Desde el sexenio de Miguel Alemán el PRI se escoró a la derecha y justo cuando adoptó el neoliberalismo como proyecto a fines de los 1980, se encontró con la posibilidad de forjar una gran alianza con un PAN que había nacido en la derecha. En esas circunstancias, PRI y PAN trocaron características y papeles: a cambio de un apoyo indispensable tras el desastre de la elección de 1988, el PRI integró al PAN al círculo del poder y ya una vez ahí y por la vía de la negociación, el PAN dejó fuera su compromiso histórico con la democracia y la honestidad administrativa.

Por su parte, la izquierda, tras la enorme frustración producto de de dos derrotas a la mala en las urnas, llevó sus divisiones originales a sus últimas consecuencias en medio de una guerra interna dominada por la pasión fratricida.
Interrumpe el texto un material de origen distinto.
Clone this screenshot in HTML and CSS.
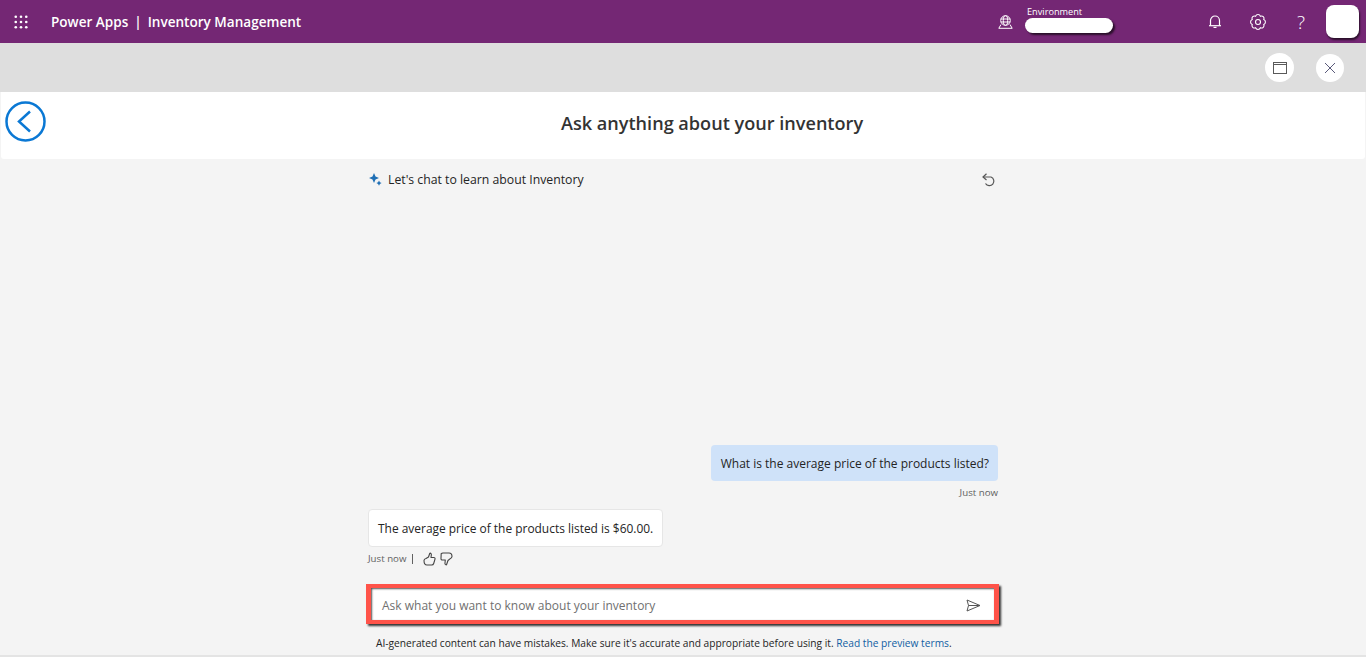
FILE: index.html
```html
<!DOCTYPE html>
<html lang="en">
<head>
<meta charset="utf-8">
<title>Inventory Management</title>
<link rel="stylesheet" href="styles.css">
</head>
<body>
<header class="topbar">
  <svg class="waffle" width="16" height="16" viewBox="0 0 16 16" fill="#fff"><circle cx="2" cy="2" r="1.5"/><circle cx="8" cy="2" r="1.5"/><circle cx="14" cy="2" r="1.5"/><circle cx="2" cy="8" r="1.5"/><circle cx="8" cy="8" r="1.5"/><circle cx="14" cy="8" r="1.5"/><circle cx="2" cy="14" r="1.5"/><circle cx="8" cy="14" r="1.5"/><circle cx="14" cy="14" r="1.5"/></svg>
  <div class="brand"><span>Power Apps</span><span class="sep">|</span><span>Inventory Management</span></div>
  <div class="env">
    <svg width="15" height="14" viewBox="0 0 15 14" fill="none" stroke="#fff" stroke-width="1"><circle cx="7.500" cy="5.500" r="4.800"/><ellipse cx="7.500" cy="5.500" rx="2.200" ry="4.800"/><path d="M2.800 4h9.400M2.800 7h9.400M3 9.500.8 13.300h13.400L12 9.500"/></svg>
    <div class="env-text"><div class="env-label">Environment</div><div class="env-pill"></div></div>
  </div>
  <div class="top-icons">
    <svg width="14" height="15" viewBox="0 0 14 15" fill="none" stroke="#fff" stroke-width="1.200"><path d="M2.500 11.500V6.500a4.500 4.500 0 0 1 9 0v5"/><path d="M1 11.700h12"/><path d="M5.500 13.400h3"/></svg>
    <svg width="16" height="16" viewBox="0 0 16 16" fill="none" stroke="#fff" stroke-width="1.100"><path d="M13.820 5.590A2.600 2.600 0 0 1 13.820 10.410 2.600 2.600 0 0 1 10.410 13.820 2.600 2.600 0 0 1 5.590 13.820 2.600 2.600 0 0 1 2.180 10.410 2.600 2.600 0 0 1 2.180 5.590 2.600 2.600 0 0 1 5.590 2.180 2.600 2.600 0 0 1 10.410 2.180 2.600 2.600 0 0 1 13.820 5.590Z"/><circle cx="8" cy="8" r="2.500"/></svg>
    <span class="help">?</span>
    <div class="avatar"></div>
  </div>
</header>
<div class="toolbar">
  <button class="round-btn round-wide" aria-label="Window"><svg width="14" height="12" viewBox="0 0 14 12" fill="none" stroke="#5a5a5a" stroke-width="1"><rect x=".5" y=".5" width="13" height="11"/><path d="M.5 2.500h13"/></svg></button>
  <button class="round-btn" aria-label="Close"><svg width="12" height="12" viewBox="0 0 12 12" stroke="#5a5a7a" stroke-width="1"><path d="M1 1l10 10M11 1 1 11"/></svg></button>
</div>
<section class="title-bar">
  <svg class="back" width="41" height="41" viewBox="0 0 41 41" fill="none" stroke="#0a78d4" stroke-width="2.500"><circle cx="20.500" cy="20.500" r="19"/><path d="M25 10.500 14 20.500l11 10"/></svg>
  <h1>Ask anything about your inventory</h1>
</section>
<main class="chat-page">
  <div class="chat">
    <div class="chat-head">
      <svg class="sparkle" width="13" height="13" viewBox="0 0 13 13" fill="#1f6fb5"><path d="M5 0l1.500 3.500L10 5 6.500 6.500 5 10 3.500 6.500 0 5l3.500-1.500z"/><path d="M10 7.500l.9 1.700 1.700.9-1.700.9-.9 1.700-.9-1.700-1.700-.9 1.700-.9z"/></svg>
      <span class="chat-title">Let's chat to learn about Inventory</span>
      <svg class="reset" width="16" height="15" viewBox="0 0 16 15" fill="none" stroke="#555" stroke-width="1.200"><path d="M2 4h8a4.500 4.500 0 1 1-5.500 6.500"/><path d="M5.500.8 2 4l3.500 3"/></svg>
    </div>
    <div class="messages">
      <div class="bubble bubble-user">What is the average price of the products listed?</div>
      <div class="meta meta-user">Just now</div>
      <div class="bubble bubble-bot">The average price of the products listed is $60.00.</div>
      <div class="meta meta-bot">
        <span>Just now</span><span class="bar"></span>
        <svg width="13" height="14" viewBox="0 0 13 14" fill="none" stroke="#444" stroke-width="1.100" stroke-linejoin="round"><path d="M1 8.500c0-1 .8-1.700 2-2l2.500-1.500L6.800 1.200c1.300-.2 1.700.8 1.500 2L8 5.500h2.800c1 0 1.500.7 1.200 1.700l-1.300 4.300c-.3 1-1 1.500-2 1.500H4c-2 0-3-1.500-3-4.500z"/></svg>
        <svg width="13" height="14" viewBox="0 0 13 14" fill="none" stroke="#444" stroke-width="1.100" stroke-linejoin="round"><path d="M1.200 1.500 3 1h6c2 0 3 1.500 3 3.500 0 1-.8 1.700-2 2.300L8 8.500 6.500 12.800c-1.300.2-1.700-.8-1.500-2L5.300 8H2.500c-1 0-1.700-.7-1.500-1.700z"/></svg>
      </div>
    </div>
    <div class="input-box">
      <span class="placeholder">Ask what you want to know about your inventory</span>
      <svg width="15" height="13" viewBox="0 0 15 13" fill="none" stroke="#555" stroke-width="1"><path d="M1 1l13 5.500L1 12l1.500-5.500zM2.500 6.500H14"/></svg>
    </div>
    <p class="disclaimer">AI-generated content can have mistakes. Make sure it's accurate and appropriate before using it. <a href="#">Read the preview terms</a>.</p>
  </div>
</main>
</body>
</html>
```

FILE: styles.css
```css
* { box-sizing: border-box; }
html, body { height: 100%; }
body {
  margin: 0;
  height: 657px;
  overflow: hidden;
  display: flex;
  flex-direction: column;
  background: #f4f4f4;
  font-family: "Open Sans", "Noto Sans", sans-serif;
  color: #242424;
}
.topbar {
  flex: 0 0 43px;
  height: 43px;
  background: #742774;
  color: #fff;
  display: flex;
  align-items: center;
  padding: 0 7px 0 14px;
}
.waffle { width: 14px; height: 14px; }
.brand {
  margin-left: 23px;
  font-size: 13.550px;
  font-weight: 600;
  display: flex;
  gap: 6px;
  white-space: nowrap;
}
.env { margin-left: auto; display: flex; align-items: center; gap: 12px; }
.env-label { font-size: 9.200px; line-height: 11px; margin: -4px 0 1px 2px; }
.env-pill {
  width: 88px;
  height: 15px;
  background: #fff;
  border-radius: 8px;
  box-shadow: 2px 2px 2px #2a0f2a;
}
.top-icons { margin-left: 95px; display: flex; align-items: center; }
.top-icons svg:nth-child(2) { margin-left: 28px; }
.help { margin-left: 31px; width: 11px; font-size: 19px; font-weight: 300; line-height: 20px; }
.avatar {
  margin-left: 18px;
  width: 33px;
  height: 33px;
  background: #fff;
  border-radius: 8px;
  box-shadow: 1px 2px 2px #2a0f2a;
}
.toolbar {
  flex: 0 0 49px;
  background: #dedede;
  display: flex;
  align-items: center;
  justify-content: flex-end;
  gap: 22px;
  padding: 0 22px 0 0;
}
.round-btn {
  width: 28px;
  height: 28px;
  border: 0;
  border-radius: 50%;
  background: #fff;
  padding: 0;
  display: flex;
  align-items: center;
  justify-content: center;
}
.round-wide { width: 29px; height: 29px; }
.title-bar {
  flex: 0 0 67px;
  margin: 0 1px;
  padding-left: 58px;
  background: #fff;
  border-radius: 0 0 3px 3px;
  display: flex;
  align-items: center;
  justify-content: center;
  position: relative;
}
.back { position: absolute; left: 4px; top: 9px; }
.title-bar h1 {
  margin: 0 0 6px;
  font-size: 18.100px;
  font-weight: 600;
  color: #333;
  line-height: 26px;
}
.chat-page {
  flex: 1;
  min-height: 0;
  display: flex;
  justify-content: center;
  border-bottom: 2px solid #e4e4e4;
}
.chat {
  width: 630px;
  display: flex;
  flex-direction: column;
}
.chat-head {
  display: flex;
  align-items: center;
  height: 22px;
  margin-top: 9px;
  gap: 6px;
}
.sparkle { margin-left: 1px; }
.chat-title { font-size: 12.250px; font-weight: 500; color: #242424; }
.reset { margin: 2px 1px 0 auto; }
.messages {
  flex: 1;
  display: flex;
  flex-direction: column;
  justify-content: flex-end;
}
.bubble {
  display: flex;
  align-items: center;
  font-size: 12px;
  line-height: 16px;
  padding: 0 10px;
  border-radius: 4px;
  color: #242424;
}
.bubble-user { align-self: flex-end; background: #cfe2f9; height: 36px; padding: 1px 9px 0 10px; }
.bubble-bot { align-self: flex-start; background: #fff; height: 38px; border: 1px solid #e6e6e6; font-size: 11.950px; padding: 2px 9px 0; }
.meta { font-size: 9.700px; color: #616161; line-height: 12px; }
.meta-user { align-self: flex-end; margin: 6px 0 10px; }
.meta-bot { display: flex; align-items: center; height: 12px; margin: 6px 0 19px; }
.bar { width: 1px; height: 10px; background: #616161; margin: 0 10px 0 6px; }
.meta-bot svg + svg { margin-left: 4px; }
.input-box {
  flex: 0 0 40px;
  margin: 0 -1px 0 -2px;
  background: #fff;
  border-style: solid;
  border-color: #ff5349;
  border-width: 4px 5px;
  box-shadow: 2px 2px 2px #333, inset 1px 1px 2px #555;
  display: flex;
  align-items: center;
  justify-content: space-between;
  padding: 2px 13px 0 11px;
}
.placeholder { font-size: 12px; color: #707070; }
.disclaimer {
  margin: 0;
  height: 31px;
  padding: 12px 0 0 8px;
  font-size: 10.200px;
  line-height: 14px;
  color: #242424;
  white-space: nowrap;
}
.disclaimer a { color: #115ea3; text-decoration: none; }
```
En esa lucha, el ala más "negociadora" o "moderna" contó con la simpatía y ayuda del Gobierno, de los medios de comunicación, y de toda la gama de intereses que conformaron el gran frente antilopezobradorista de 2006. En esas condiciones, el PRD dejó de ser opción para quedar simplemente en una burocracia más, alimentada por los subsidios que dispensa el IFE, y que no se distingue en nada sustantivo de las del PRI y el PAN excepto por tener una cuota de poder menor.

La solución de fondo es una nueva fuerza electoral pero en la coyuntura actual sólo queda el rechazo al arreglo existente. La mejor vía no es la abstención electoral porque se confunde con la simple desidia e indiferencia. Hay que mostrar voluntad yendo a las urnas y demandar lo que aún no existe: una auténtica opción. Una forma de hacerlo es votando en blanco o anulando el voto. Desde que en 1997 los votos más o menos se cuentan, este voto promedia el 2.76%; cualquier porcentaje que supere la cifra anterior sería un claro indicador de protesta. Otra posibilidad aún mejor es hacer uso del espacio en blanco de la boleta y poner ahí, de puño y letra, el nombre de un personaje real o ficticio que encarne nuestra esperanza o frustración; la autoridad electoral está obligada a registrarlo y dejar constancia que no fue una equivocación del votante sino un acto consciente de rechazo a la calidad de la vida política mexicana.

Actuar el 5 de julio de manera contraria a lo que nos pide la élite del poder mexicana, podría ser un paso, modesto si se quiere, en la deslegitimación de un sistema partidista que no cumple con su función y, por eso mismo y si hay suerte, una oportunidad para empezar la construcción, de nuevo y desde abajo, de algo mejor.